The attractor set of a forced dissipative dynamical system is for practical purposes the set of points in phase-space which continue to be encountered by an arbitrary orbit after an arbitrary long time. For a reasonably realistic atmospheric model the attractor should be a bounded set, and most of its points should represent states of approximate geostrophic equilibrium. A low-order primitive-equation (PE) model consisting of nine ordinary differential equations is derived from the shallow-water equations with bottom topography. A low-order quasi-geostrophic (QG) model with three equations is derived from the PE model by dropping the time derivatives in the divergence equations. For the chosen parameter values, gravity waves which are initially present in the PE model nearly disappear after a few weeks, while the quasi-geostrophic oscillations continue undiminished. The states which are free of gravity waves form a three-dimensional stable invariant manifold within the nine-dimensional phase space.
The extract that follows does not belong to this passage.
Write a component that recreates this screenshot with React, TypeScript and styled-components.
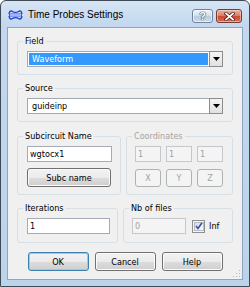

Points on this manifold are readily found by an algorithm based on the separation of time scales. The attractor set consists of a complex of two-dimensional surfaces embedded in this manifold. The geostrophic equation is a good approximation on most of the attractor, while the balance equation is better. The attractors of the PE and QG models are qualitatively similar. Some speculations regarding the invariant manifold and the attractor in a large global circulation model are offered.